2345 Broadway (Euclid Hall)



2345 Broadway (Euclid Hall)



Location:  2345 Broadway (Euclid Hall)

Date:  1900

Type:  Apartment Building

Architect:  Hill and Turner

Landmark Status:   Historic District

Façade (primary material):  Brick

Stories:  7

Wish List: Wishes Come True

Photos by Michael Beldoch

“[A]mong the most ambitious apartment houses of its time,” according to Christopher Gray, Euclid Hall is a prime example of advanced multiple-dwelling design at the turn of the 20th century. The seven-story building occupies Broadway’s entire block front between 85th and 86th Streets. Deep, narrow courtyards penetrate the otherwise massive bulk of the façade, making it appear to be three separate buildings at first glance and allowing light and air into apartments at various points around the perimeter.

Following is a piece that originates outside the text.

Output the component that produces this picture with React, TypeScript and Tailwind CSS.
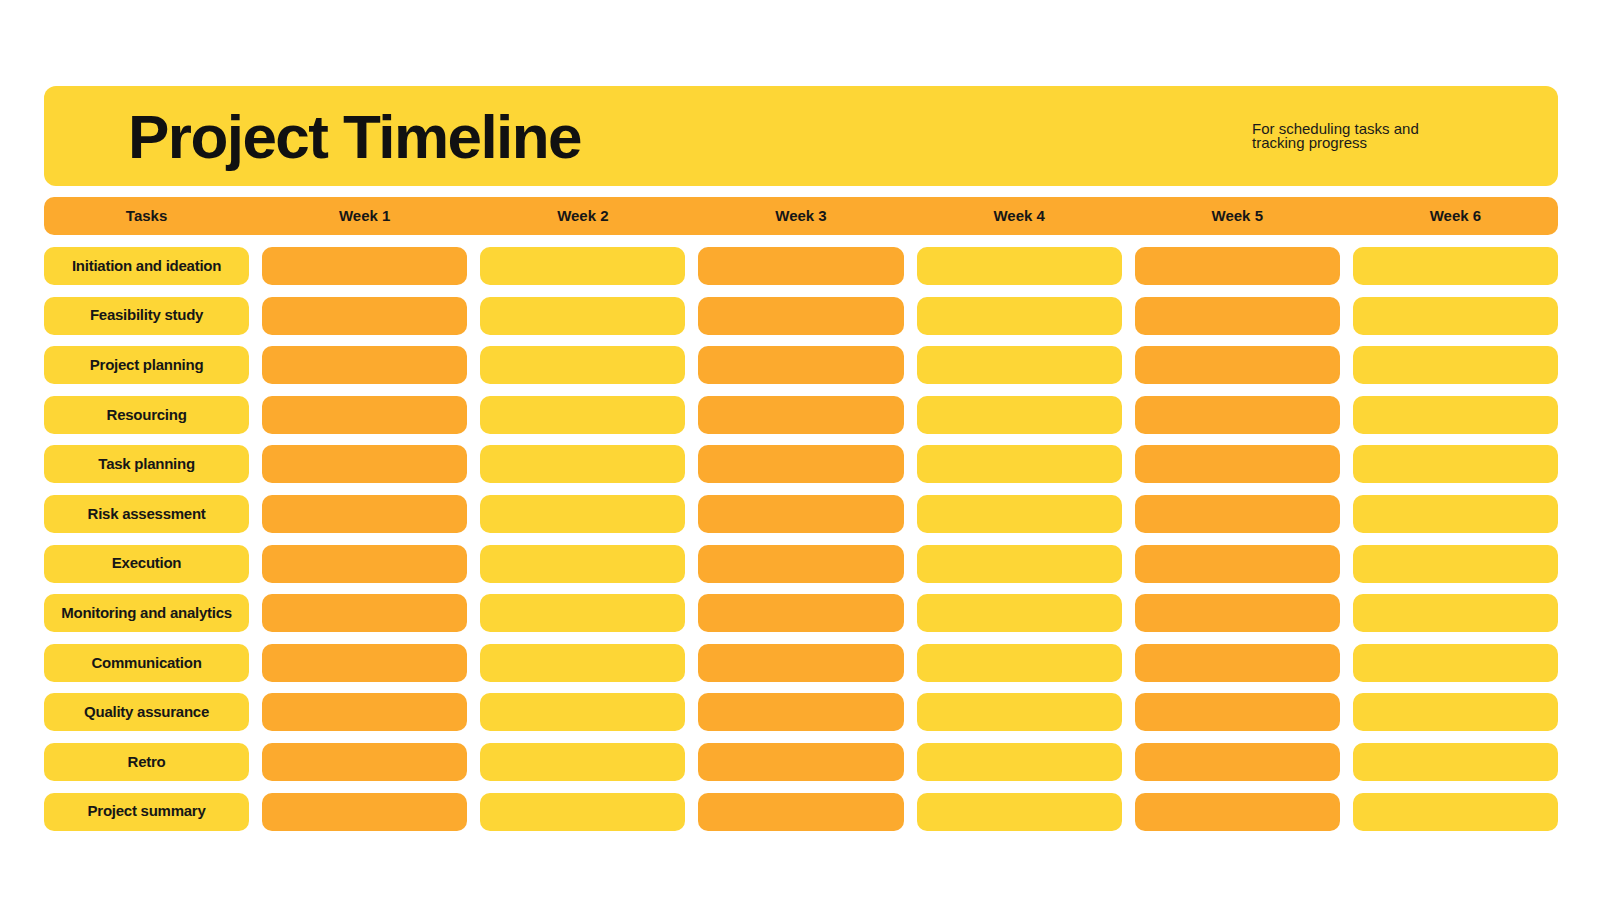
const tasks = [
  "Initiation and ideation",
  "Feasibility study",
  "Project planning",
  "Resourcing",
  "Task planning",
  "Risk assessment",
  "Execution",
  "Monitoring and analytics",
  "Communication",
  "Quality assurance",
  "Retro",
  "Project summary",
];

const weeks = ["Week 1", "Week 2", "Week 3", "Week 4", "Week 5", "Week 6"];

export default function App() {
  return (
    <main className="min-h-screen w-full bg-white pt-[86px] pl-[44px] pr-[42px] font-['Liberation_Sans',Arial,sans-serif] text-[#161616]">
      {/* Title banner */}
      <header className="flex h-[100px] items-center rounded-[12px] bg-[#FDD636] pl-[84px]">
        <h1 className="pt-[2px] text-[62px] font-bold leading-none tracking-[-0.025em] text-[#111]">
          Project Timeline
        </h1>
        <p className="ml-auto mr-[134px] w-[172px] text-[15px] leading-[14px] text-[#1a1a1a]">
          For scheduling tasks and tracking progress
        </p>
      </header>

      {/* Week header */}
      <div className="mt-[11px] grid h-[38px] grid-cols-7 items-center gap-[13px] rounded-[10px] bg-[#FCAA2E] text-[15px] font-bold">
        <div className="text-center">Tasks</div>
        {weeks.map((w) => (
          <div key={w} className="text-center">
            {w}
          </div>
        ))}
      </div>

      {/* Task rows */}
      <div className="mt-[12px] flex flex-col gap-[11.6px]">
        {tasks.map((t) => (
          <div key={t} className="grid h-[38px] grid-cols-7 gap-[13px]">
            <div className="flex items-center justify-center rounded-[10px] bg-[#FDD636] text-[15px] font-bold tracking-[-0.25px]">
              {t}
            </div>
            {weeks.map((w, i) => (
              <div
                key={w}
                className={i % 2 === 0 ? "rounded-[10px] bg-[#FCAA2E]" : "rounded-[10px] bg-[#FDD636]"}
              />
            ))}
          </div>
        ))}
      </div>
    </main>
  );
}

The basement once housed a large restaurant and cafe. But, unlike the later buildings, including Astor Court and the Cornwall, the ground floor of Euclid Hall was not originally designed for retail uses, despite its ideal situation near a stop on the new IRT subway line. Like their contemporaries at the Ansonia and the Dorilton, built further south along Broadway at about the same time, Euclid Hall’s developers believed that shops would undermine the building’s elegance. In keeping with then-current fashion, architects Hill & Turner used French-style ornament (red brick embellished with light-colored limestone and iron details) to augment the sophistication of their design. The building’s promoters called it “New York’s Finest Family Apartment,” playing to an upper-middle-class market that was increasingly interested in apartment living and the cutting-edge buildings that were transforming Broadway. Hill & Turner’s floorplan, so modern at the time, soon became outmoded. Euclid Hall was converted for single-room-occupancy use in the 1930s.